We are made up of our experiences, what happens to us, what we happen. That is why memory is a door. We enter, we exit. The murderer, who can forget his acts of violence, is no longer a murderer.
When I see her standing there weeping, painting her young face caged, I walk over and stand to her left. ‘Hi.’ ‘Hi.’ ‘What do you want?’ ‘Nothing.’ ‘Okay.’ ‘So, you’re crying.’ ‘Yeah. He did it again. I want out of here.’ ‘Okay, let’s do it.’ ‘Okay.’
Any number of possible endings, but an experience that ended in one. She died. We didn’t do it. I remember because it is part of who I should be.
Then there are those other things. Of shame. Kept alive, we are those people, though we should never have been them. Forgotten, there is hope. That we are not those people, but different.
Only a small world can be described, only a small person knows another.
There is a fault line running between my shoulders and the base of my skull. This would not be a problem, it is not active; except for the many people living alongs its invisible divide, setting up homes, planting trees, playing cooperative games; except for those times I stomp from this place to another, hand shaking, dancing, falling down thump thump in the street; except for when it rains. You might think, then, it is safer to sit still on a park bench and watch others pass by, or stand before a window wondering at the weeds. But what if that person wanted to speak with me, or if the window broke? Because then I would have to make room for something new, and one side or the other is bound to slip eventually under the stress of one more crack or stomp. No, instead I will put on this sleep mask, plug these ears, close this mouth, and lie still under this down comforter. That way, certainly, we will all be safe.
All of these religious men hanging upon walls. Without words, lines, splashes of colour what legacy, what greatness is theirs? We err. Impacted by the loud, the colourful, the luminous; stoneflies; we have no say.
A philosopher is a harp lulling us to sleep. A priest, a splinter of flax. And I, well, what am I?
I am nothing at all, or perhaps a leaf fallen from a great tree, carried by the wind to a forgotten gulley, here lay down and fading. A better fate than these poor men, no peace at all in museum halls.
As a man, I cannot compare the revelation of a character to the giving of birth.
As a father, however, I can speak of the joy and pain of watching these characters grow up, a piece of myself woven into each one. The seed of the world around me, the people close and far that I have copulated with all engendered in these men and women, boys and girls – they are our children. What after all, after death, is the difference between these, my literary, and these, my literal, offspring? Will not both continue on in our memories, written and otherwise, and in our own characters? Much is spoken of physical genetics, and what of narrative genetics? What of those Ivan Fyodorovichs, those Mersaults, those José Arcadios that have, in their own way, fused their personalities, their very attributes, with our own? Of character then, I can speak of hope and pride and love.

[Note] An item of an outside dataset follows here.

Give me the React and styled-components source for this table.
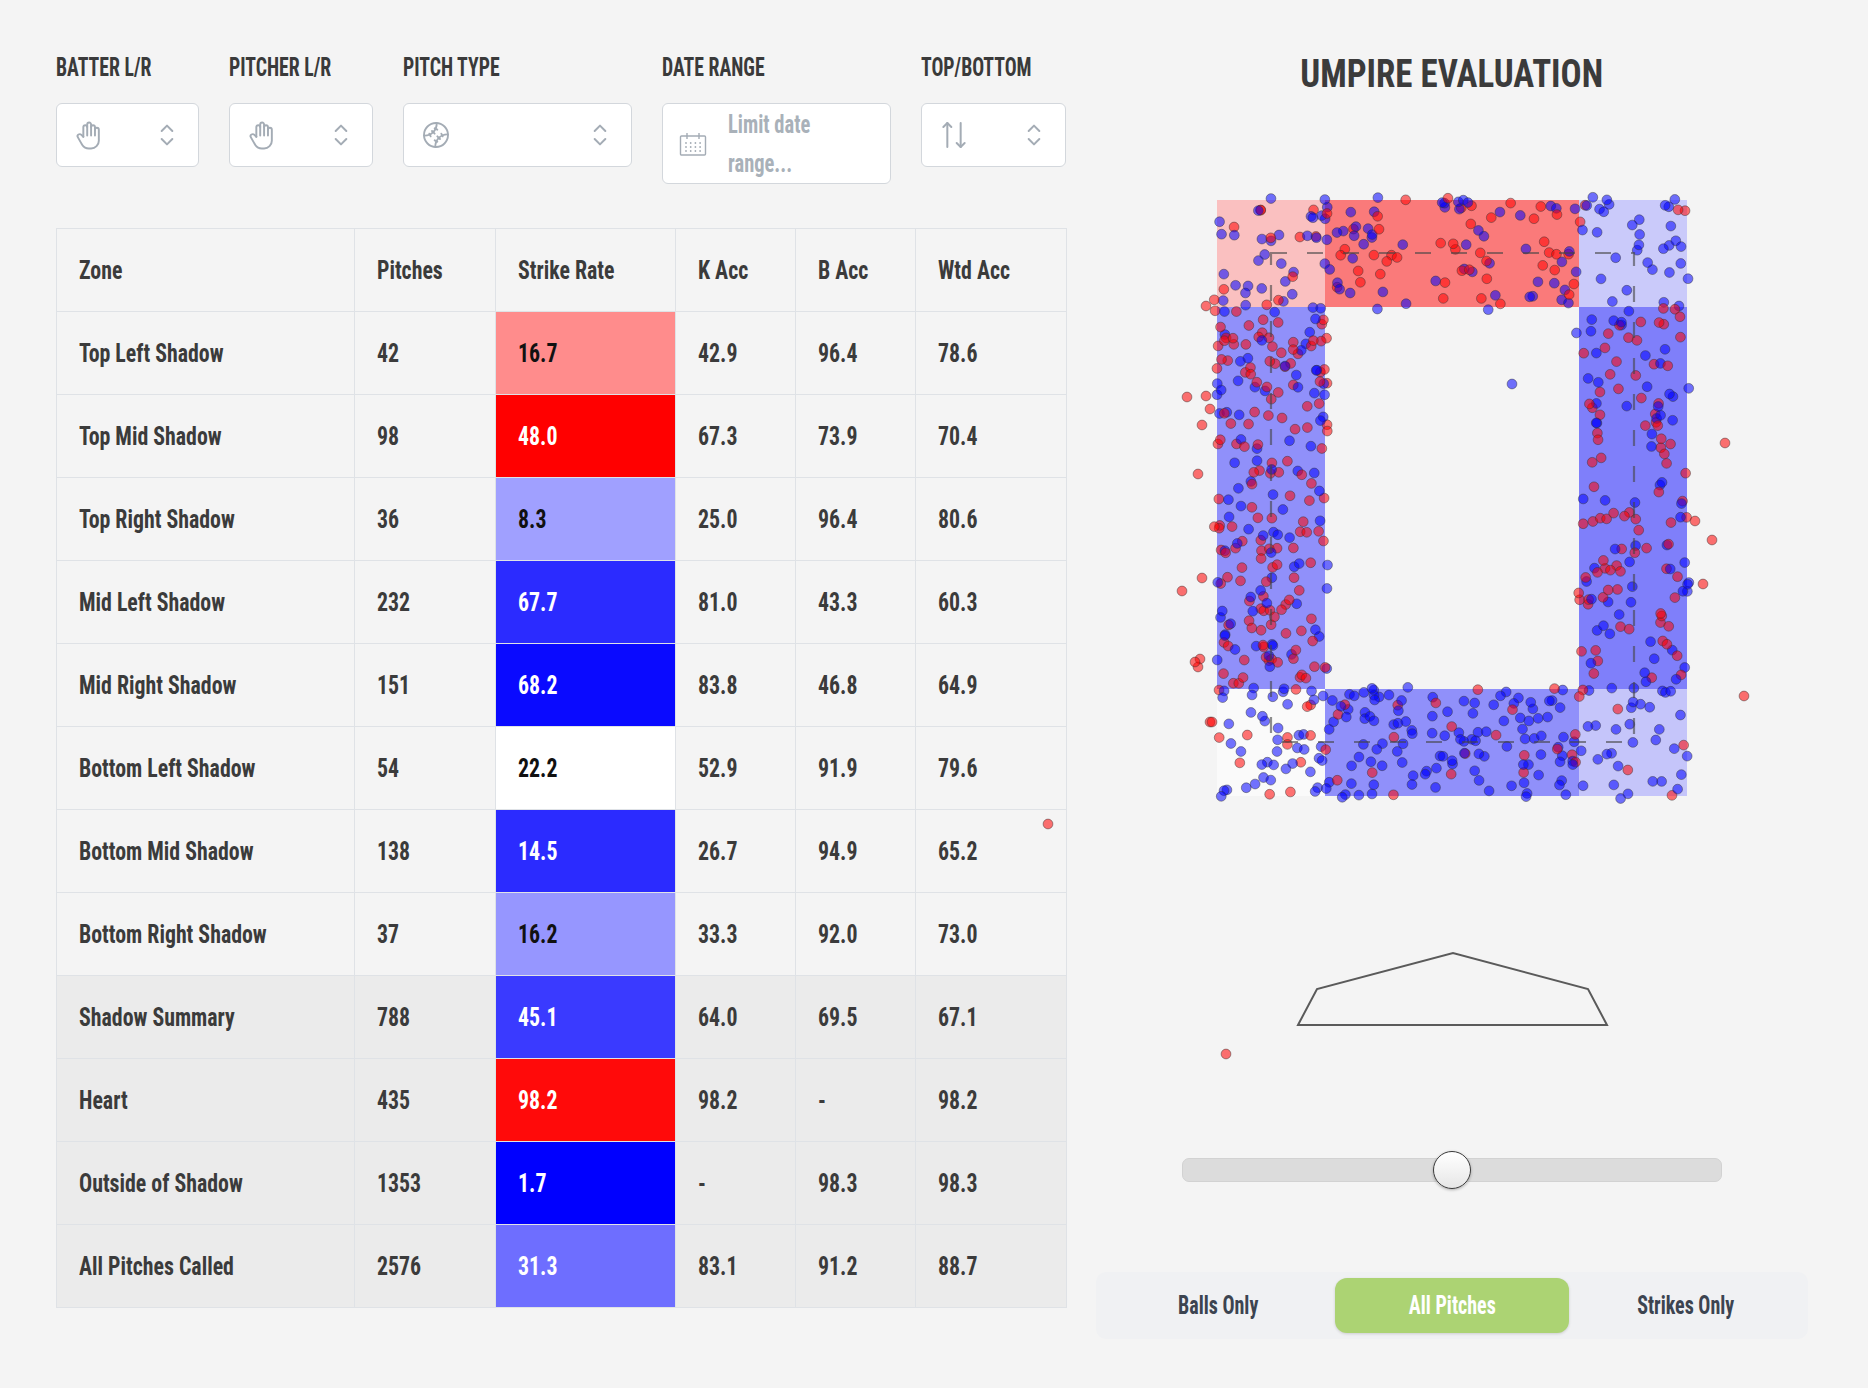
import React from 'react';
import styled, { createGlobalStyle } from 'styled-components';
import { TbHandStop, TbSelector, TbBallBaseball, TbArrowsUpDown } from 'react-icons/tb';

const FONT = `"Roboto Condensed", "DejaVu Sans Condensed", Roboto, "Liberation Sans", sans-serif`;

const GlobalStyle = createGlobalStyle`
  html, body { margin: 0; padding: 0; background: #f4f4f4; }
  body { font-family: ${FONT}; color: #3b3b3b; }
  * { box-sizing: border-box; }
`;

const Page = styled.div`
  display: flex;
  gap: 30px;
  padding: 0 60px 0 56px;
  width: 1868px;
`;

const LeftColumn = styled.div`
  width: 1010px;
  padding-top: 54px;
  display: flex;
  flex-direction: column;
`;

const FilterRow = styled.div`
  display: flex;
  gap: 30px;
  align-items: flex-start;
`;

const FilterGroup = styled.div`
  display: flex;
  flex-direction: column;
  width: ${(p) => p.$w}px;
`;

const Label = styled.div`
  font-size: 25px;
  font-weight: 700;
  line-height: 28px;
  margin-bottom: 21px;
  text-transform: uppercase;
  color: #3a3a3a;
  white-space: nowrap;
  transform: scaleX(0.79);
  transform-origin: left center;
`;

const SelectBox = styled.div`
  height: ${(p) => (p.$tall ? 81 : 64)}px;
  background: #fff;
  border: 1px solid #d3d7dc;
  border-radius: 6px;
  display: flex;
  align-items: center;
  justify-content: ${(p) => (p.$start ? 'flex-start' : 'space-between')};
  gap: 21px;
  padding: 0 15px 0 16px;
  color: #a4acb5;
`;

const Placeholder = styled.div`
  font-size: 25px;
  line-height: 39px;
  font-weight: 700;
  color: #a9b1b9;
  width: 140px;
  transform: scaleX(0.82);
  transform-origin: left center;
`;

const Table = styled.table`
  margin-top: 44px;
  width: 1010px;
  border-collapse: collapse;
  table-layout: fixed;
`;

const Cell = styled.td`
  border: 1px solid #dfe2e6;
  height: 83px;
  padding: 0 0 0 22px;
  text-align: left;
  font-size: 26px;
  font-weight: 700;
  color: ${(p) => p.$color || '#3b3b3b'};
  background: ${(p) => p.$bg || 'transparent'};
  white-space: nowrap;
`;

const HeadCell = styled(Cell).attrs({ as: 'th' })``;

const CellText = styled.span`
  display: inline-block;
  transform: scaleX(0.84);
  transform-origin: left center;
`;

const Row = styled.tr`
  background: ${(p) => (p.$summary ? '#ebebeb' : '#f4f4f4')};
`;

const RightColumn = styled.div`
  width: 712px;
  display: flex;
  flex-direction: column;
`;

const Title = styled.h1`
  margin: 0;
  height: 120px;
  padding-top: 55px;
  text-align: center;
  font-size: 38px;
  line-height: 1;
  font-weight: 700;
  color: #3b3b3b;
`;

const TitleText = styled.span`
  display: inline-block;
  transform: scaleX(0.92);
  transform-origin: center;
`;

const ChartSvg = styled.svg`
  display: block;
  overflow: visible;
`;

const SliderWrap = styled.div`
  position: relative;
  margin: 50px 86px 0;
  height: 40px;
  display: flex;
  align-items: center;
`;

const Track = styled.div`
  width: 100%;
  height: 24px;
  background: #dcdcdc;
  border: 1px solid #d2d2d2;
  border-radius: 7px;
`;

const Thumb = styled.div`
  position: absolute;
  left: 50%;
  top: 50%;
  width: 38px;
  height: 38px;
  transform: translate(-50%, -50%);
  border-radius: 50%;
  border: 1.5px solid #3a3a3a;
  background: linear-gradient(#ffffff, #f3f3f3 50%, #e6e6e6);
  box-shadow: 0 1px 3px rgba(0, 0, 0, 0.3);
`;

const Toggle = styled.div`
  margin-top: 82px;
  height: 67px;
  background: #f0f1f3;
  border-radius: 10px;
  padding: 6px;
  display: grid;
  grid-template-columns: repeat(3, 1fr);
`;

const Segment = styled.button`
  border: none;
  border-radius: 12px;
  font-family: ${FONT};
  font-size: 25px;
  font-weight: 700;
  cursor: pointer;
  background: ${(p) => (p.$active ? '#acd373' : 'transparent')};
  color: ${(p) => (p.$active ? '#ffffff' : '#3c4450')};
  box-shadow: ${(p) => (p.$active ? '0 1px 3px rgba(0,0,0,0.15)' : 'none')};
`;

const SegmentText = styled.span`
  display: inline-block;
  transform: scaleX(0.8);
  transform-origin: center;
`;

const CalendarIcon = () => (
  <svg width="28" height="24" viewBox="0 0 28 24" fill="none" stroke="currentColor" strokeWidth="1.4">
    <rect x="1.5" y="4" width="25" height="19" rx="1" />
    <line x1="8" y1="1" x2="8" y2="7" />
    <line x1="20" y1="1" x2="20" y2="7" />
    {[0, 1, 2, 3].map((c) =>
      [0, 1, 2].map((r) => (
        <circle key={`${c}-${r}`} cx={7 + c * 4.7} cy={11 + r * 4} r="0.9" fill="currentColor" stroke="none" />
      ))
    )}
  </svg>
);

function mulberry32(a) {
  return function () {
    a |= 0;
    a = (a + 0x6d2b79f5) | 0;
    let t = Math.imul(a ^ (a >>> 15), 1 | a);
    t = (t + Math.imul(t ^ (t >>> 7), 61 | t)) ^ t;
    return ((t ^ (t >>> 14)) >>> 0) / 4294967296;
  };
}

const XS = [121, 229, 483, 591];
const YS = [80, 187, 569, 676];

const CELLS = [
  { c: 0, r: 0, n: 42, p: 0.167, color: '#ff8c8c' },
  { c: 1, r: 0, n: 98, p: 0.48, color: '#ff0000' },
  { c: 2, r: 0, n: 36, p: 0.083, color: '#a0a0ff' },
  { c: 0, r: 1, n: 232, p: 0.6, color: '#2b2bff' },
  { c: 2, r: 1, n: 151, p: 0.6, color: '#0a0aff' },
  { c: 0, r: 2, n: 54, p: 0.222, color: '#ffffff' },
  { c: 1, r: 2, n: 138, p: 0.145, color: '#2b2bff' },
  { c: 2, r: 2, n: 37, p: 0.162, color: '#9696ff' },
];

const rnd = mulberry32(20240611);
const DOTS = [];
CELLS.forEach((cell) => {
  const x0 = XS[cell.c];
  const x1 = XS[cell.c + 1];
  const y0 = YS[cell.r];
  const y1 = YS[cell.r + 1];
  for (let i = 0; i < cell.n; i++) {
    DOTS.push({
      x: x0 - 3 + rnd() * (x1 - x0 + 6),
      y: y0 - 3 + rnd() * (y1 - y0 + 6),
      red: rnd() < cell.p,
    });
  }
});
const OUTSIDE = [
  [1206, 306], [1187, 397], [1206, 396], [1210, 409], [1202, 425], [1198, 474],
  [1182, 591], [1202, 578], [1200, 659], [1198, 667], [1210, 722], [1195, 662],
  [1725, 443], [1712, 540], [1703, 584], [1695, 521], [1744, 696], [1048, 824],
  [1226, 1054], [1212, 722],
];
OUTSIDE.forEach(([x, y]) => DOTS.push({ x: x - 1096, y: y - 120, red: true }));
DOTS.push({ x: 1512 - 1096, y: 384 - 120, red: false });

const ROWS = [
  ['Top Left Shadow', '42', '16.7', '#ff8c8c', '#111', '42.9', '96.4', '78.6'],
  ['Top Mid Shadow', '98', '48.0', '#ff0000', '#fff', '67.3', '73.9', '70.4'],
  ['Top Right Shadow', '36', '8.3', '#a0a0ff', '#111', '25.0', '96.4', '80.6'],
  ['Mid Left Shadow', '232', '67.7', '#2b2bff', '#fff', '81.0', '43.3', '60.3'],
  ['Mid Right Shadow', '151', '68.2', '#0a0aff', '#fff', '83.8', '46.8', '64.9'],
  ['Bottom Left Shadow', '54', '22.2', '#ffffff', '#111', '52.9', '91.9', '79.6'],
  ['Bottom Mid Shadow', '138', '14.5', '#2b2bff', '#fff', '26.7', '94.9', '65.2'],
  ['Bottom Right Shadow', '37', '16.2', '#9696ff', '#111', '33.3', '92.0', '73.0'],
  ['Shadow Summary', '788', '45.1', '#3a3aff', '#fff', '64.0', '69.5', '67.1', true],
  ['Heart', '435', '98.2', '#ff0a0a', '#fff', '98.2', '-', '98.2', true],
  ['Outside of Shadow', '1353', '1.7', '#0000ff', '#fff', '-', '98.3', '98.3', true],
  ['All Pitches Called', '2576', '31.3', '#6e6eff', '#fff', '83.1', '91.2', '88.7', true],
];

const COLS = [298, 141, 180, 120, 120, 151];

const Chart = () => (
  <ChartSvg width="712" height="980" viewBox="0 0 712 980">
    {CELLS.map((cell, i) => (
      <rect
        key={i}
        x={XS[cell.c]}
        y={YS[cell.r]}
        width={XS[cell.c + 1] - XS[cell.c]}
        height={YS[cell.r + 1] - YS[cell.r]}
        fill={cell.color}
        fillOpacity="0.5"
      />
    ))}
    {DOTS.map((d, i) => (
      <circle
        key={i}
        cx={d.x}
        cy={d.y}
        r="4.9"
        fill={d.red ? '#ff0000' : '#0000ff'}
        fillOpacity="0.55"
        stroke="#333"
        strokeOpacity="0.45"
        strokeWidth="1"
      />
    ))}
    <rect x="175" y="133" width="363" height="489" fill="none" stroke="#444" strokeOpacity="0.6" strokeWidth="2.2" strokeDasharray="16 20" />
    <polygon points="202,905 221,869 357,833 492,869 511,905" fill="none" stroke="#5a5a5a" strokeWidth="2" />
  </ChartSvg>
);

const Chevron = () => <TbSelector size={32} strokeWidth={1.5} />;

export default function App() {
  return (
    <>
      <GlobalStyle />
      <Page>
        <LeftColumn>
          <FilterRow>
            <FilterGroup $w={143}>
              <Label>Batter L/R</Label>
              <SelectBox>
                <TbHandStop size={31} strokeWidth={1.5} />
                <Chevron />
              </SelectBox>
            </FilterGroup>
            <FilterGroup $w={144}>
              <Label>Pitcher L/R</Label>
              <SelectBox>
                <TbHandStop size={31} strokeWidth={1.5} />
                <Chevron />
              </SelectBox>
            </FilterGroup>
            <FilterGroup $w={229}>
              <Label>Pitch Type</Label>
              <SelectBox>
                <TbBallBaseball size={32} strokeWidth={1.4} />
                <Chevron />
              </SelectBox>
            </FilterGroup>
            <FilterGroup $w={229}>
              <Label>Date Range</Label>
              <SelectBox $tall $start>
                <CalendarIcon />
                <Placeholder>Limit date range...</Placeholder>
              </SelectBox>
            </FilterGroup>
            <FilterGroup $w={145}>
              <Label>Top/Bottom</Label>
              <SelectBox>
                <TbArrowsUpDown size={32} strokeWidth={1.5} />
                <Chevron />
              </SelectBox>
            </FilterGroup>
          </FilterRow>
          <Table>
            <colgroup>
              {COLS.map((w, i) => (
                <col key={i} style={{ width: w }} />
              ))}
            </colgroup>
            <thead>
              <Row>
                {['Zone', 'Pitches', 'Strike Rate', 'K Acc', 'B Acc', 'Wtd Acc'].map((h) => (
                  <HeadCell key={h}>
                    <CellText>{h}</CellText>
                  </HeadCell>
                ))}
              </Row>
            </thead>
            <tbody>
              {ROWS.map((r) => (
                <Row key={r[0]} $summary={r[8]}>
                  <Cell><CellText>{r[0]}</CellText></Cell>
                  <Cell><CellText>{r[1]}</CellText></Cell>
                  <Cell $bg={r[3]} $color={r[4]}><CellText>{r[2]}</CellText></Cell>
                  <Cell><CellText>{r[5]}</CellText></Cell>
                  <Cell><CellText>{r[6]}</CellText></Cell>
                  <Cell><CellText>{r[7]}</CellText></Cell>
                </Row>
              ))}
            </tbody>
          </Table>
        </LeftColumn>
        <RightColumn>
          <Title>
            <TitleText>UMPIRE EVALUATION</TitleText>
          </Title>
          <Chart />
          <SliderWrap>
            <Track />
            <Thumb />
          </SliderWrap>
          <Toggle>
            <Segment><SegmentText>Balls Only</SegmentText></Segment>
            <Segment $active><SegmentText>All Pitches</SegmentText></Segment>
            <Segment><SegmentText>Strikes Only</SegmentText></Segment>
          </Toggle>
        </RightColumn>
      </Page>
    </>
  );
}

I can also speak as a voyeur, a curious onlooker into the personal, private struggles of people, real individuals exposed through story for all to read, mock, and lust after. Poor victims towards whom the reader is free of all law and moral to prey upon, vicious judgment and rabid ravish, with absolutely no retribution except, perhaps, its effects on the soul. And yet, in an ironic twist, a voyeur actor, a Peeping Tom puppeteer, with the dangerous power to direct the scenes into which I, the author, am looking in.
This desk is an amalgam of children’s wishes, personal reminders, literary motivators and religious tradition. Like its cluttered drawers and scattered shelves, these four components attempt to provide organization and separation to elements of life that are inseparable.
My life is a study in separation, division, secrecy. Beneath the clutter is a simplicity that, with a simple sweep of selfishness, could flourish and offer freedom in ways no god ever has. Or, perhaps this cleansing is exactly what all gods precisely point to.
The problem is, we are all on display, so we replace journals with status updates, etc. There are very few people capable of living what they believe, which is why religion is a dream, ethics a reverie.
We can speak a great deal about beliefs, about what should be. The problem is, what is is, staring us accusingly in each and every reflection, and so long as this is the case, the only honesty that can be, is silence.
The ménage and messuage of the writer are constantly changing. Once, open, empty so thoughts echo off unseen boundaries returning as subtle, novel suggestions. Again, occlusive mine-shafts, crowded foreign tongues vying for a madman’s reason.
It is not a process: there is no beginning or end, birth-death. It is not a moment. It is a place and a presence, neither perceived nor mensurated, yet always present, tangible alone to the author’s gradual retreat from everything, into the expansive hold of his hadronic self.